>> Start Provided records

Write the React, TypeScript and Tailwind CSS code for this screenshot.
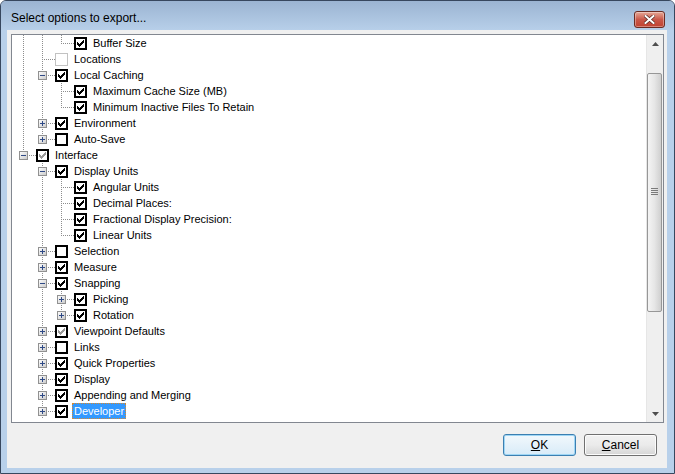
type CheckState = "on" | "off" | "grey" | "disabled";

interface TreeRow {
  label: string;
  guides: string;
  exp?: "+" | "-";
  state: CheckState;
  selected?: boolean;
}

const ROWS: TreeRow[] = [
  { label: "Buffer Size", guides: "11L", state: "on" },
  { label: "Locations", guides: "1T", state: "disabled" },
  { label: "Local Caching", guides: "1T", exp: "-", state: "on" },
  { label: "Maximum Cache Size (MB)", guides: "11T", state: "on" },
  { label: "Minimum Inactive Files To Retain", guides: "11L", state: "on" },
  { label: "Environment", guides: "1T", exp: "+", state: "on" },
  { label: "Auto-Save", guides: "1L", exp: "+", state: "off" },
  { label: "Interface", guides: "L", exp: "-", state: "grey" },
  { label: "Display Units", guides: "0T", exp: "-", state: "on" },
  { label: "Angular Units", guides: "01T", state: "on" },
  { label: "Decimal Places:", guides: "01T", state: "on" },
  { label: "Fractional Display Precision:", guides: "01T", state: "on" },
  { label: "Linear Units", guides: "01L", state: "on" },
  { label: "Selection", guides: "0T", exp: "+", state: "off" },
  { label: "Measure", guides: "0T", exp: "+", state: "on" },
  { label: "Snapping", guides: "0T", exp: "-", state: "on" },
  { label: "Picking", guides: "01T", exp: "+", state: "on" },
  { label: "Rotation", guides: "01L", exp: "+", state: "on" },
  { label: "Viewpoint Defaults", guides: "0T", exp: "+", state: "grey" },
  { label: "Links", guides: "0T", exp: "+", state: "off" },
  { label: "Quick Properties", guides: "0T", exp: "+", state: "on" },
  { label: "Display", guides: "0T", exp: "+", state: "on" },
  { label: "Appending and Merging", guides: "0T", exp: "+", state: "on" },
  { label: "Developer", guides: "0T", exp: "+", state: "on", selected: true },
];

// classic 7x7 check glyph
const CHECK_PIXELS: [number, number][] = [
  [6, 0],
  [5, 1], [6, 1],
  [0, 2], [4, 2], [5, 2], [6, 2],
  [0, 3], [1, 3], [3, 3], [4, 3], [5, 3],
  [0, 4], [1, 4], [2, 4], [3, 4], [4, 4],
  [1, 5], [2, 5], [3, 5],
  [2, 6],
];

const LINE = "#8d8d8d";

function GuideCell({ kind, exp, last }: { kind: string; exp?: "+" | "-"; last: boolean }) {
  const w = last ? 22 : 19;
  return (
    <svg width={w} height={16} className="shrink-0" shapeRendering="crispEdges">
      {kind === "1" && <line x1={9.5} y1={0} x2={9.5} y2={16} stroke={LINE} strokeDasharray="1 1" />}
      {kind === "T" && <line x1={9.5} y1={0} x2={9.5} y2={16} stroke={LINE} strokeDasharray="1 1" />}
      {kind === "L" && <line x1={9.5} y1={0} x2={9.5} y2={9} stroke={LINE} strokeDasharray="1 1" />}
      {last && <line x1={11} y1={8.5} x2={22} y2={8.5} stroke={LINE} strokeDasharray="1 1" />}
      {last && exp && (
        <g>
          <defs>
            <linearGradient id="expg" x1="0" y1="0" x2="1" y2="1">
              <stop offset="0" stopColor="#ffffff" />
              <stop offset="1" stopColor="#c9c9c9" />
            </linearGradient>
          </defs>
          <rect x={5.5} y={4.5} width={8} height={8} fill="url(#expg)" stroke="#919191" />
          <line x1={7} y1={8.5} x2={12} y2={8.5} stroke="#2f4a86" />
          {exp === "+" && <line x1={9.5} y1={6} x2={9.5} y2={11} stroke="#2f4a86" />}
        </g>
      )}
    </svg>
  );
}

function CheckBox({ state }: { state: CheckState }) {
  const border = state === "disabled" ? "#c2c2c2" : "#000000";
  const mark = state === "grey" ? "#9a9a9a" : "#000000";
  return (
    <svg width={13} height={13} className="shrink-0" shapeRendering="crispEdges">
      {state === "disabled" ? (
        <rect x={0.5} y={0.5} width={12} height={12} fill="#ffffff" stroke={border} />
      ) : (
        <rect x={1} y={1} width={11} height={11} fill="#ffffff" stroke={border} strokeWidth={2} />
      )}
      {(state === "on" || state === "grey") &&
        CHECK_PIXELS.map(([x, y]) => <rect key={`${x}-${y}`} x={3 + x} y={3 + y} width={1} height={1} fill={mark} />)}
    </svg>
  );
}

function Row({ row }: { row: TreeRow }) {
  const cols = row.guides.split("");
  return (
    <div className="flex items-center h-[16px]">
      {cols.map((c, i) => (
        <GuideCell key={i} kind={c} exp={row.exp} last={i === cols.length - 1} />
      ))}
      <CheckBox state={row.state} />
      <span
        className={
          row.selected
            ? "ml-[4px] px-[1px] h-[16px] leading-[14px] bg-[#3399ff] text-white border border-dotted border-[#d9892c]"
            : "ml-[4px] px-[2px] leading-[16px] text-black"
        }
      >
        {row.label}
      </span>
    </div>
  );
}

function ScrollBar() {
  return (
    <div className="w-[17px] flex flex-col bg-[#efefef] border-l border-[#e6e6e6]">
      <div className="h-[17px] flex items-center justify-center">
        <svg width={7} height={4}>
          <path d="M3.5 0 L7 4 L0 4 Z" fill="#4d4d4d" />
        </svg>
      </div>
      <div className="h-[21px]" />
      <div className="h-[239px] mr-[1px] rounded-[2px] border border-[#979797] bg-gradient-to-r from-[#f4f4f4] via-[#e6e6e6] to-[#cfcfcf] flex items-center justify-center">
        <div className="flex flex-col gap-[1px] mb-[2px]">
          <div className="w-[7px] h-[1px] bg-[#7a7a7a]" />
          <div className="w-[7px] h-[1px] bg-[#7a7a7a]" />
          <div className="w-[7px] h-[1px] bg-[#7a7a7a]" />
          <div className="w-[7px] h-[1px] bg-[#7a7a7a]" />
        </div>
      </div>
      <div className="flex-1" />
      <div className="h-[17px] flex items-center justify-center">
        <svg width={7} height={4}>
          <path d="M0 0 L7 0 L3.5 4 Z" fill="#4d4d4d" />
        </svg>
      </div>
    </div>
  );
}

export default function App() {
  return (
    <div className="w-[675px] h-[474px] flex flex-col bg-[#b8d0ea] border border-[#37475e] rounded-t-[6px] overflow-hidden font-['Liberation_Sans',Arial,sans-serif]">
      {/* Title bar */}
      <div className="h-[29px] shrink-0 flex items-end pl-[10px] pr-[9px] pb-[2px] bg-gradient-to-b from-[#9bb4d2] to-[#b7cfe9]">
        <span className="text-[12px] leading-[16px] text-black mb-[2px]">Select options to export...</span>
        <button
          type="button"
          className="ml-auto w-[31px] h-[17px] rounded-[3px] border border-[#6b2b22] bg-gradient-to-b from-[#e5a898] via-[#c9584a] to-[#c0412f] flex items-center justify-center shadow-[inset_0_0_0_1px_rgba(255,255,255,0.35)]"
        >
          <svg width={11} height={9} viewBox="0 0 11 9">
            <path d="M1.5 1 L9.5 8 M9.5 1 L1.5 8" stroke="#5a2a24" strokeWidth={3.4} strokeLinecap="square" />
            <path d="M1.5 1 L9.5 8 M9.5 1 L1.5 8" stroke="#ffffff" strokeWidth={2} strokeLinecap="square" />
          </svg>
        </button>
      </div>

      {/* Client area */}
      <div className="flex-1 flex pl-[6px] pr-[7px] pb-[5px]">
        <div className="flex-1 flex flex-col bg-[#f0f0f0] pt-[4px] pl-[4px] pr-[3px]">
          <div className="h-[389px] flex border border-[#828790] bg-white">
            <div className="flex-1 flex flex-col pl-[2px] overflow-hidden text-[11px]">
              {ROWS.map((r) => (
                <Row key={r.label} row={r} />
              ))}
            </div>
            <ScrollBar />
          </div>

          <div className="flex justify-end gap-[8px] pt-[11px] pr-[7px]">
            <button
              type="button"
              className="w-[73px] h-[22px] rounded-[3px] border border-[#3c7fb1] bg-gradient-to-b from-[#f2f8fc] to-[#d8ebf8] shadow-[inset_0_0_0_1px_#9fd6f5] text-[12px] text-black"
            >
              <span className="underline">O</span>K
            </button>
            <button
              type="button"
              className="w-[73px] h-[22px] rounded-[3px] border border-[#707070] bg-gradient-to-b from-[#f2f2f2] via-[#ebebeb] to-[#d6d6d6] shadow-[inset_0_0_0_1px_#fcfcfc] text-[12px] text-black"
            >
              <span className="underline">C</span>ancel
            </button>
          </div>
        </div>
      </div>
    </div>
  );
}
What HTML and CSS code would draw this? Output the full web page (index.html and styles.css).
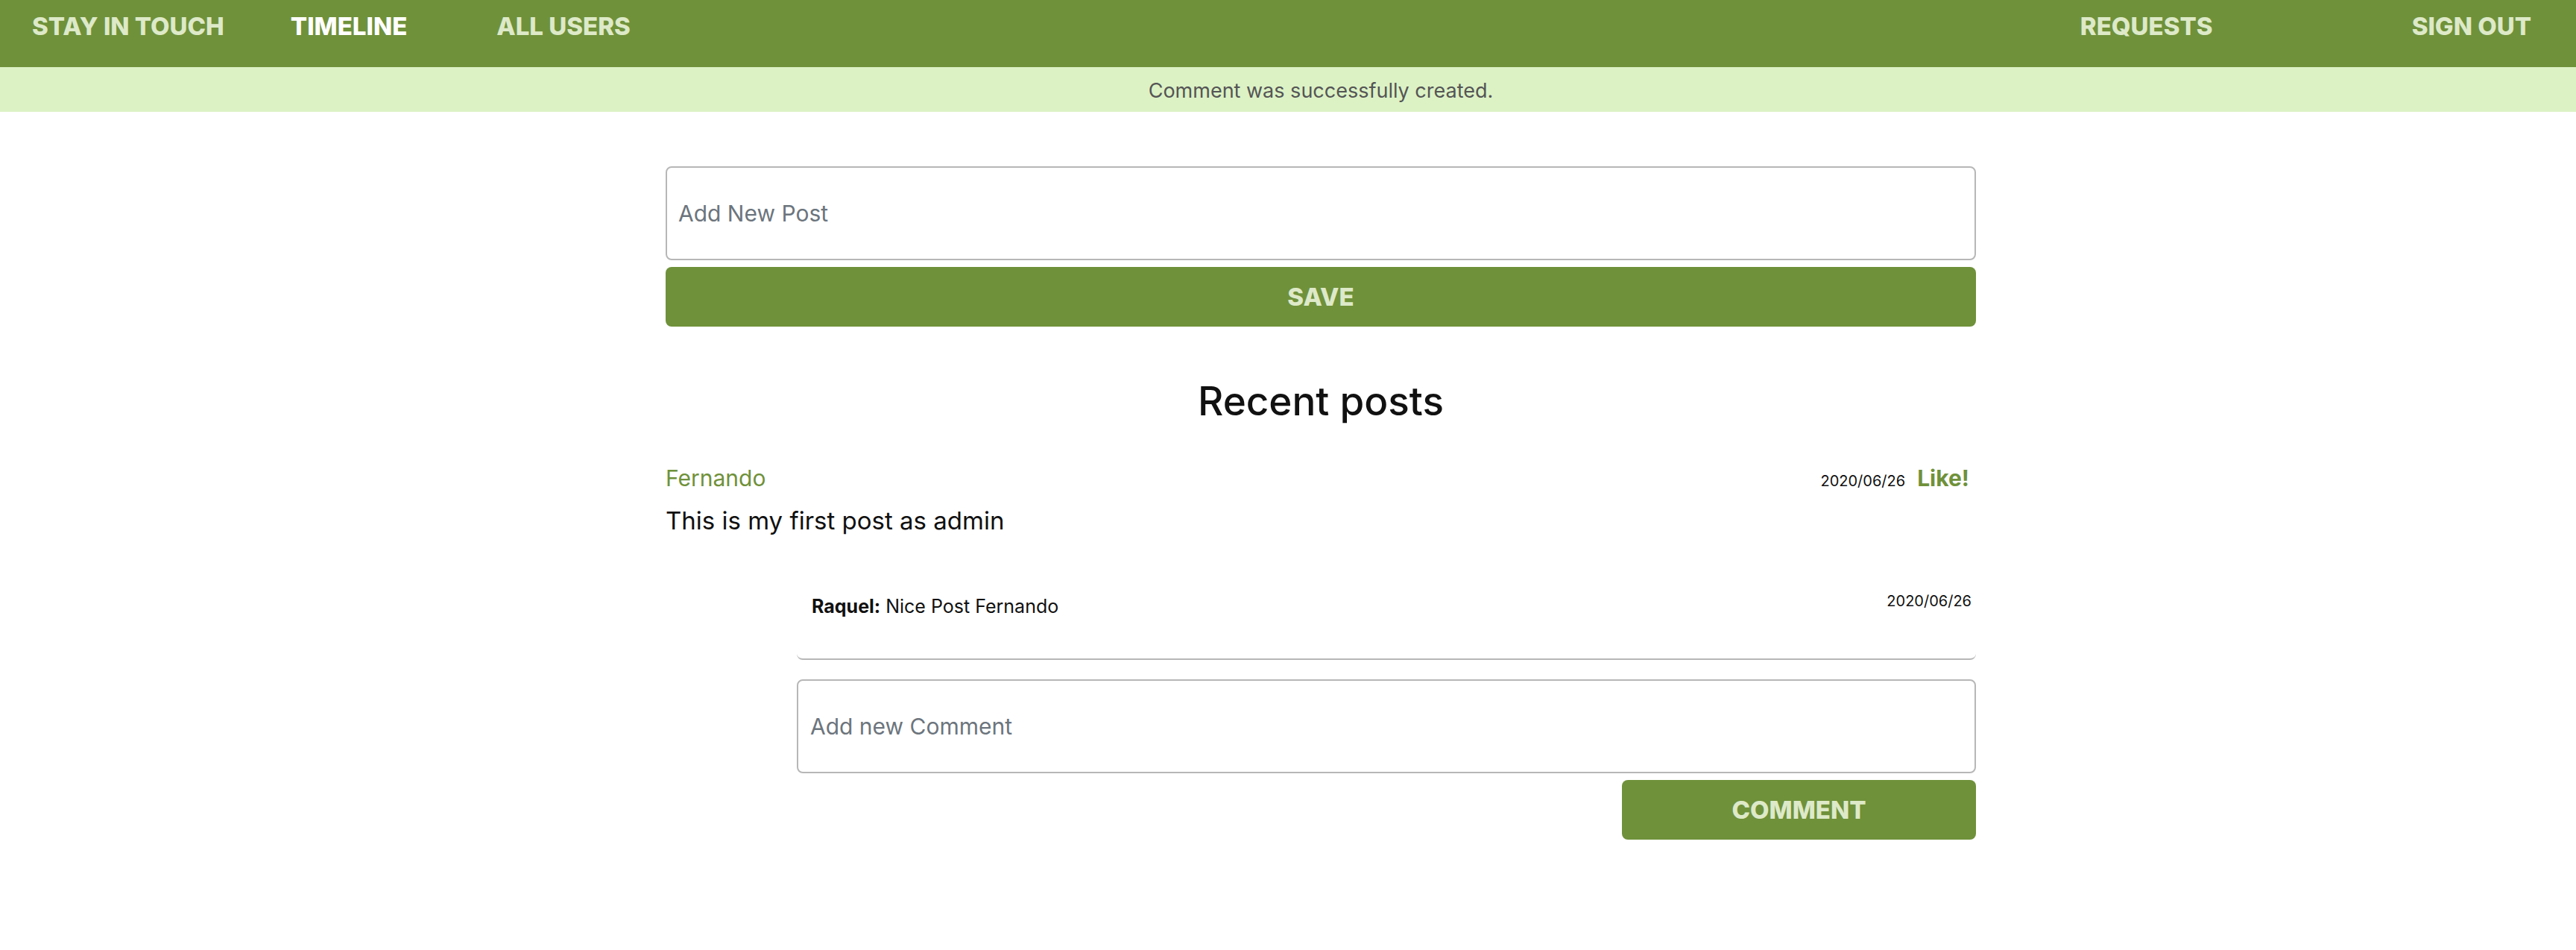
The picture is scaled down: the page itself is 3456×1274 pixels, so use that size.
FILE: index.html
```html
<!DOCTYPE html>
<html lang="en">
<head>
<meta charset="utf-8">
<title>Stay in touch</title>
<link rel="stylesheet" href="styles.css">
</head>
<body>
<nav class="nav">
  <a class="nav-link brand" href="#">STAY IN TOUCH</a>
  <a class="nav-link active timeline" href="#">TIMELINE</a>
  <a class="nav-link users" href="#">ALL USERS</a>
  <a class="nav-link requests" href="#">REQUESTS</a>
  <a class="nav-link signout" href="#">SIGN OUT</a>
</nav>
<div class="alert">
  <p class="alert-text">Comment was successfully created.</p>
</div>
<div class="page">
  <main class="container">
    <form class="post-form">
      <input class="field" type="text" placeholder="Add New Post">
      <button class="btn btn-block" type="button">SAVE</button>
    </form>
    <h3 class="title">Recent posts</h3>
    <article class="post">
      <div class="post-head">
        <a class="author" href="#">Fernando</a>
        <span class="date">2020/06/26</span>
        <a class="like" href="#">Like!</a>
      </div>
      <p class="post-body">This is my first post as admin</p>
      <div class="comments">
        <div class="comment">
          <p class="comment-text"><strong>Raquel:</strong> Nice Post Fernando</p>
          <span class="date">2020/06/26</span>
        </div>
        <form class="comment-form">
          <input class="field" type="text" placeholder="Add new Comment">
          <button class="btn btn-comment" type="button">COMMENT</button>
        </form>
      </div>
    </article>
  </main>
</div>
</body>
</html>
```
FILE: styles.css
```css
* { box-sizing: border-box; }
body {
  margin: 0;
  font-family: Inter, "Noto Sans", sans-serif;
  color: #212529;
  background: #fff;
}
.nav {
  height: 90px;
  background: #6f913a;
  display: flex;
  align-items: flex-start;
  padding: 18px 60px 0 43px;
}
.nav-link,
.btn {
  font-family: Inter, "Liberation Sans", sans-serif;
  font-weight: 800;
  font-size: 33px;
}
.nav-link {
  line-height: 34px;
  color: #dde9c8;
  text-decoration: none;
  white-space: nowrap;
}
.nav-link.active { color: #ffffff; }
.timeline { margin-left: 89px; }
.users { margin-left: 120px; }
.requests { margin-left: auto; }
.signout { margin-left: 267px; }

.alert {
  height: 60px;
  background: #dcf2c5;
  padding: 15px 0 0 88px;
}
.alert-text {
  margin: 0;
  text-align: center;
  font-size: 27px;
  line-height: 34px;
  color: #555;
}
.page { padding-left: 88px; }
.container {
  width: 1758px;
  margin: 0 auto;
}
.post-form {
  margin: 73px 0 0;
  display: flex;
  flex-direction: column;
}
.field {
  display: block;
  width: 100%;
  height: 126px;
  border: 2px solid #b7b7b7;
  border-radius: 8px;
  padding: 0 15px;
  font-family: Inter, "Noto Sans", sans-serif;
  font-size: 30px;
  color: #495057;
  background: #fff;
  outline: none;
}
.field::placeholder { color: #6c757d; }
.btn {
  margin-top: 9px;
  height: 80px;
  border: none;
  border-radius: 8px;
  background: #6f913a;
  color: #dde9c8;
  padding: 0;
  cursor: pointer;
}
.btn-block { width: 100%; }
.title {
  margin: 68px 0 0;
  text-align: center;
  font-size: 53px;
  line-height: 64px;
  font-weight: 500;
  color: #111;
}
.post-head {
  margin-top: 53px;
  display: flex;
  align-items: baseline;
  line-height: 36px;
}
.author {
  font-size: 30px;
  color: #6f913a;
  text-decoration: none;
  margin-right: auto;
}
.date {
  font-size: 20px;
  line-height: 24px;
  color: #111;
}
.post-head .date { margin-right: 16px; }
.like {
  font-size: 30px;
  font-weight: 700;
  color: #6f913a;
  text-decoration: none;
  margin-right: 9px;
}
.post-body {
  margin: 19px 0 0;
  font-size: 33px;
  line-height: 40px;
  color: #111;
}
.comments {
  margin-left: 176px;
  display: flex;
  flex-direction: column;
}
.comment {
  margin-top: 60px;
  display: flex;
  align-items: flex-start;
  justify-content: space-between;
  padding: 16px 6px 55px 20px;
  border-bottom: 2px solid #b7b7b7;
  border-radius: 8px;
}
.comment-text {
  margin: 4px 0 0;
  font-size: 25px;
  line-height: 30px;
  color: #111;
}
.comment-text strong { font-weight: 700; }
.comment-form {
  margin-top: 26px;
  display: flex;
  flex-direction: column;
}
.comment-form .field { padding: 0 16px; }
.btn-comment {
  width: 475px;
  align-self: flex-end;
}
```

>> End Provided records

Exercise
Report only the number of lines that hold the word "index".

Solution below
2